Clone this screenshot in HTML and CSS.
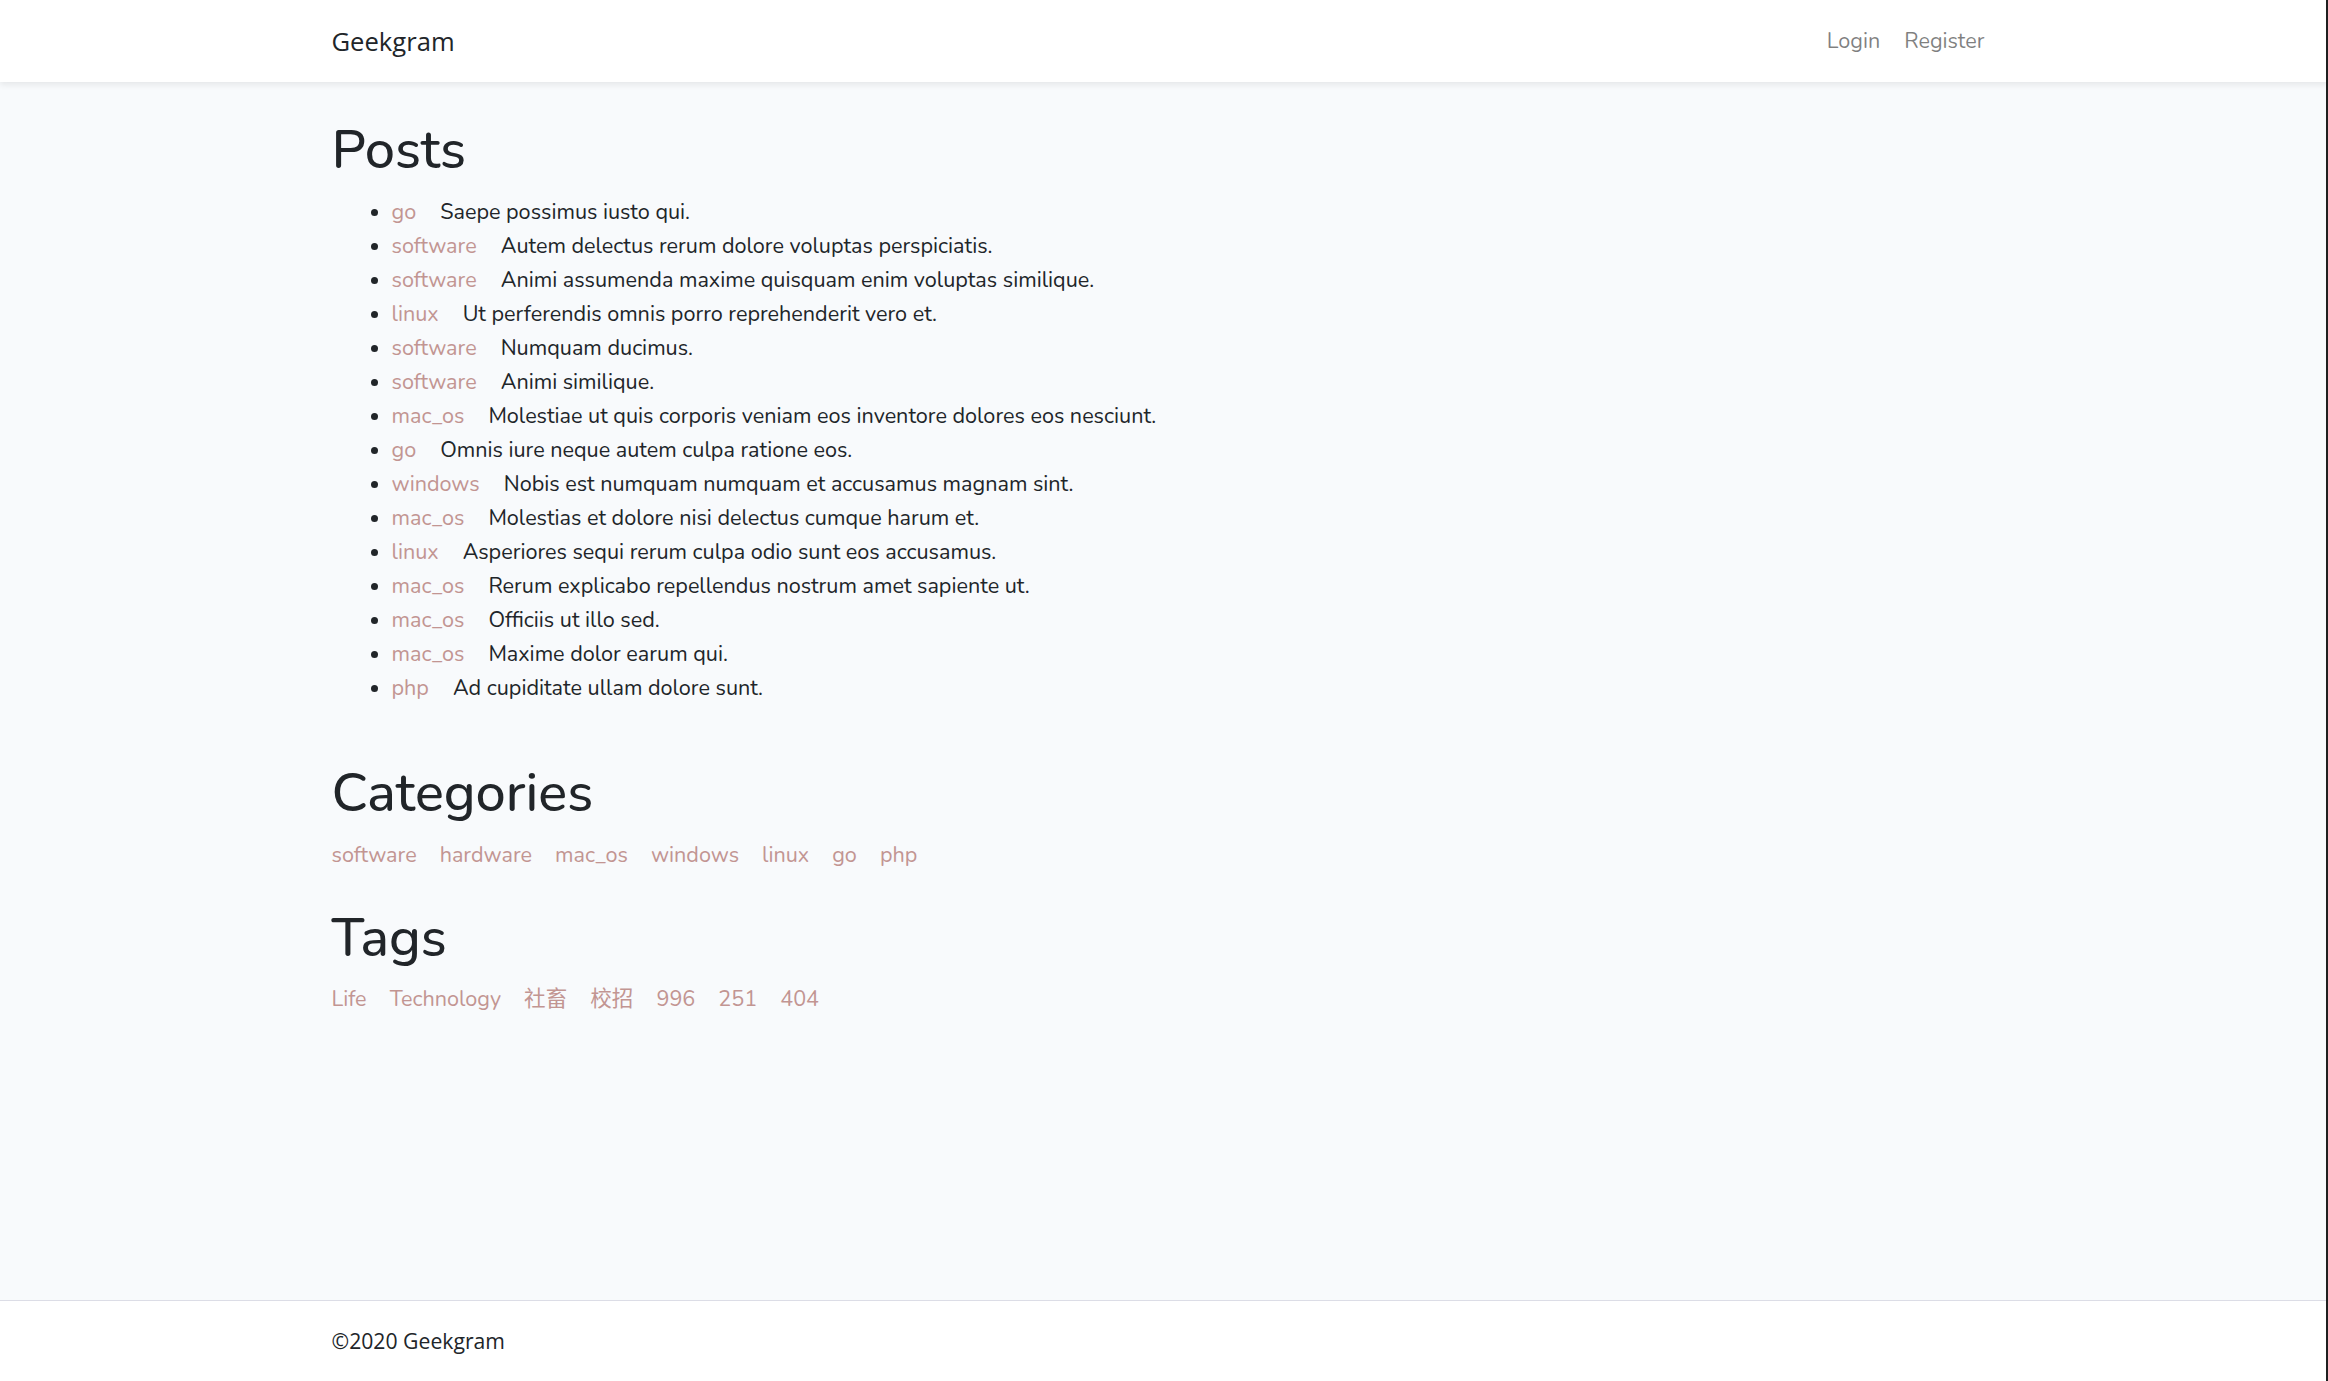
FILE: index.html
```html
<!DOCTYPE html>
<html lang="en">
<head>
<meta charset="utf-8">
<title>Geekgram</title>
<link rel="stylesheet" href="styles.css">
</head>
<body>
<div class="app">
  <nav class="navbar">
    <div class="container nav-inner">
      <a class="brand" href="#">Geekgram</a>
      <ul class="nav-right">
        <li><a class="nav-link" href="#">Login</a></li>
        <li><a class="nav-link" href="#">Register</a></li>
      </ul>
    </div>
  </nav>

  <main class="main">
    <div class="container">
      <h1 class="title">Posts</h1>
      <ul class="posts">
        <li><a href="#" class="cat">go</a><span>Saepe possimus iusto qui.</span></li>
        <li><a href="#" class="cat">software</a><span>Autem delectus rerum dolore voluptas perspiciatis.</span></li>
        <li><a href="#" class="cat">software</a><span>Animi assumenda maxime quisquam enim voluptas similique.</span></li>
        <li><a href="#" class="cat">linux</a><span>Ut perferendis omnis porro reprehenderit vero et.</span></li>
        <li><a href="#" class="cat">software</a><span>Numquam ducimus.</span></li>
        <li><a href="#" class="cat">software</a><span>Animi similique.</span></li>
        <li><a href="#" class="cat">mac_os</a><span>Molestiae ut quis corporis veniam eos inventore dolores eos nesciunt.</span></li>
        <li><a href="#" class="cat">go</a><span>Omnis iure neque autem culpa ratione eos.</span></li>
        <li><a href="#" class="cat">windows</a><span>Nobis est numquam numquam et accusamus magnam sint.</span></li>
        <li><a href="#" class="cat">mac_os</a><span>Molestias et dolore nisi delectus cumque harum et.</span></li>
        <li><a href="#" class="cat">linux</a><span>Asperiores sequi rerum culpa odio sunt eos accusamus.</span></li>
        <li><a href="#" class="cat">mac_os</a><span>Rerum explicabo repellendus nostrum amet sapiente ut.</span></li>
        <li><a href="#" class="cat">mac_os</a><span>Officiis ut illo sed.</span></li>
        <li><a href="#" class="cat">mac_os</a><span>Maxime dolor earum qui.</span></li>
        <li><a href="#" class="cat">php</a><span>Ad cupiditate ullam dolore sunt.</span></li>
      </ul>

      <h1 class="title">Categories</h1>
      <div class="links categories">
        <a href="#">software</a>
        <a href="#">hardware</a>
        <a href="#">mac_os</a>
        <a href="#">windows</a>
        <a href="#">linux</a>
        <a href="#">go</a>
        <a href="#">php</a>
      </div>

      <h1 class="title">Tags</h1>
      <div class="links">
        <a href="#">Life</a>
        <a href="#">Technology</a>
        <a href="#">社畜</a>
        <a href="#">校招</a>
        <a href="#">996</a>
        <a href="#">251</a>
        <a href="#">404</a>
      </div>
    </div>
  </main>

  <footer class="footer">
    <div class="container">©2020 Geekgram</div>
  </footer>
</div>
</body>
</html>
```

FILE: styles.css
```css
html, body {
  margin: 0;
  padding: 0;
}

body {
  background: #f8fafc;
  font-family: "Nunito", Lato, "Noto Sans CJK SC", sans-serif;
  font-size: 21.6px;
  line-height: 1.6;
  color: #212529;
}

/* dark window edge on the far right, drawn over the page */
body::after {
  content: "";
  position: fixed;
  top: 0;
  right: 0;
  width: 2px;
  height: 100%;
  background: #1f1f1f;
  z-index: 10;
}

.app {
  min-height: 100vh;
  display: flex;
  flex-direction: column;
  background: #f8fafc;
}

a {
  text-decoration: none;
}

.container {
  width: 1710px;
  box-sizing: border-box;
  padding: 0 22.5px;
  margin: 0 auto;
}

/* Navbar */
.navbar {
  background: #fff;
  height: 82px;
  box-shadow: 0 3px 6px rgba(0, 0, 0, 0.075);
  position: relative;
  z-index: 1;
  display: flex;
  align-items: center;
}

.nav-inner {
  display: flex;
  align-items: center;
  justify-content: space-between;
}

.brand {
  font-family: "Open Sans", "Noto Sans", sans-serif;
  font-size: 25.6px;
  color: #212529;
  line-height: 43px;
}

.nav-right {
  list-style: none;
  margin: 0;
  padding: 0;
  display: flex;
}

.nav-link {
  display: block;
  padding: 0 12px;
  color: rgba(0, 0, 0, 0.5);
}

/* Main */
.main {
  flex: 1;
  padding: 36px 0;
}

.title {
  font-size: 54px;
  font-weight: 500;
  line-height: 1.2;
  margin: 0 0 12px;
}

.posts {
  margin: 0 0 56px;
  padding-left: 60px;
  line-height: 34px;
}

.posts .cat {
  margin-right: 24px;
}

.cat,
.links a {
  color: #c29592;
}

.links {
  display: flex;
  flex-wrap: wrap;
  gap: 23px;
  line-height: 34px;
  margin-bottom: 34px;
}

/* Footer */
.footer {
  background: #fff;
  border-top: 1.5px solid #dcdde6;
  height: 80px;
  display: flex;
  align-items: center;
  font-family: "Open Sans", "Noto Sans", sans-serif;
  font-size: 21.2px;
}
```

### Stated problem
The material above must be printed exactly, with its pictures left out.

### The result
Clone this screenshot in HTML and CSS.
FILE: index.html
```html
<!DOCTYPE html>
<html lang="en">
<head>
<meta charset="utf-8">
<title>Geekgram</title>
<link rel="stylesheet" href="styles.css">
</head>
<body>
<div class="app">
  <nav class="navbar">
    <div class="container nav-inner">
      <a class="brand" href="#">Geekgram</a>
      <ul class="nav-right">
        <li><a class="nav-link" href="#">Login</a></li>
        <li><a class="nav-link" href="#">Register</a></li>
      </ul>
    </div>
  </nav>

  <main class="main">
    <div class="container">
      <h1 class="title">Posts</h1>
      <ul class="posts">
        <li><a href="#" class="cat">go</a><span>Saepe possimus iusto qui.</span></li>
        <li><a href="#" class="cat">software</a><span>Autem delectus rerum dolore voluptas perspiciatis.</span></li>
        <li><a href="#" class="cat">software</a><span>Animi assumenda maxime quisquam enim voluptas similique.</span></li>
        <li><a href="#" class="cat">linux</a><span>Ut perferendis omnis porro reprehenderit vero et.</span></li>
        <li><a href="#" class="cat">software</a><span>Numquam ducimus.</span></li>
        <li><a href="#" class="cat">software</a><span>Animi similique.</span></li>
        <li><a href="#" class="cat">mac_os</a><span>Molestiae ut quis corporis veniam eos inventore dolores eos nesciunt.</span></li>
        <li><a href="#" class="cat">go</a><span>Omnis iure neque autem culpa ratione eos.</span></li>
        <li><a href="#" class="cat">windows</a><span>Nobis est numquam numquam et accusamus magnam sint.</span></li>
        <li><a href="#" class="cat">mac_os</a><span>Molestias et dolore nisi delectus cumque harum et.</span></li>
        <li><a href="#" class="cat">linux</a><span>Asperiores sequi rerum culpa odio sunt eos accusamus.</span></li>
        <li><a href="#" class="cat">mac_os</a><span>Rerum explicabo repellendus nostrum amet sapiente ut.</span></li>
        <li><a href="#" class="cat">mac_os</a><span>Officiis ut illo sed.</span></li>
        <li><a href="#" class="cat">mac_os</a><span>Maxime dolor earum qui.</span></li>
        <li><a href="#" class="cat">php</a><span>Ad cupiditate ullam dolore sunt.</span></li>
      </ul>

      <h1 class="title">Categories</h1>
      <div class="links categories">
        <a href="#">software</a>
        <a href="#">hardware</a>
        <a href="#">mac_os</a>
        <a href="#">windows</a>
        <a href="#">linux</a>
        <a href="#">go</a>
        <a href="#">php</a>
      </div>

      <h1 class="title">Tags</h1>
      <div class="links">
        <a href="#">Life</a>
        <a href="#">Technology</a>
        <a href="#">社畜</a>
        <a href="#">校招</a>
        <a href="#">996</a>
        <a href="#">251</a>
        <a href="#">404</a>
      </div>
    </div>
  </main>

  <footer class="footer">
    <div class="container">©2020 Geekgram</div>
  </footer>
</div>
</body>
</html>
```

FILE: styles.css
```css
html, body {
  margin: 0;
  padding: 0;
}

body {
  background: #f8fafc;
  font-family: "Nunito", Lato, "Noto Sans CJK SC", sans-serif;
  font-size: 21.6px;
  line-height: 1.6;
  color: #212529;
}

/* dark window edge on the far right, drawn over the page */
body::after {
  content: "";
  position: fixed;
  top: 0;
  right: 0;
  width: 2px;
  height: 100%;
  background: #1f1f1f;
  z-index: 10;
}

.app {
  min-height: 100vh;
  display: flex;
  flex-direction: column;
  background: #f8fafc;
}

a {
  text-decoration: none;
}

.container {
  width: 1710px;
  box-sizing: border-box;
  padding: 0 22.5px;
  margin: 0 auto;
}

/* Navbar */
.navbar {
  background: #fff;
  height: 82px;
  box-shadow: 0 3px 6px rgba(0, 0, 0, 0.075);
  position: relative;
  z-index: 1;
  display: flex;
  align-items: center;
}

.nav-inner {
  display: flex;
  align-items: center;
  justify-content: space-between;
}

.brand {
  font-family: "Open Sans", "Noto Sans", sans-serif;
  font-size: 25.6px;
  color: #212529;
  line-height: 43px;
}

.nav-right {
  list-style: none;
  margin: 0;
  padding: 0;
  display: flex;
}

.nav-link {
  display: block;
  padding: 0 12px;
  color: rgba(0, 0, 0, 0.5);
}

/* Main */
.main {
  flex: 1;
  padding: 36px 0;
}

.title {
  font-size: 54px;
  font-weight: 500;
  line-height: 1.2;
  margin: 0 0 12px;
}

.posts {
  margin: 0 0 56px;
  padding-left: 60px;
  line-height: 34px;
}

.posts .cat {
  margin-right: 24px;
}

.cat,
.links a {
  color: #c29592;
}

.links {
  display: flex;
  flex-wrap: wrap;
  gap: 23px;
  line-height: 34px;
  margin-bottom: 34px;
}

/* Footer */
.footer {
  background: #fff;
  border-top: 1.5px solid #dcdde6;
  height: 80px;
  display: flex;
  align-items: center;
  font-family: "Open Sans", "Noto Sans", sans-serif;
  font-size: 21.2px;
}
```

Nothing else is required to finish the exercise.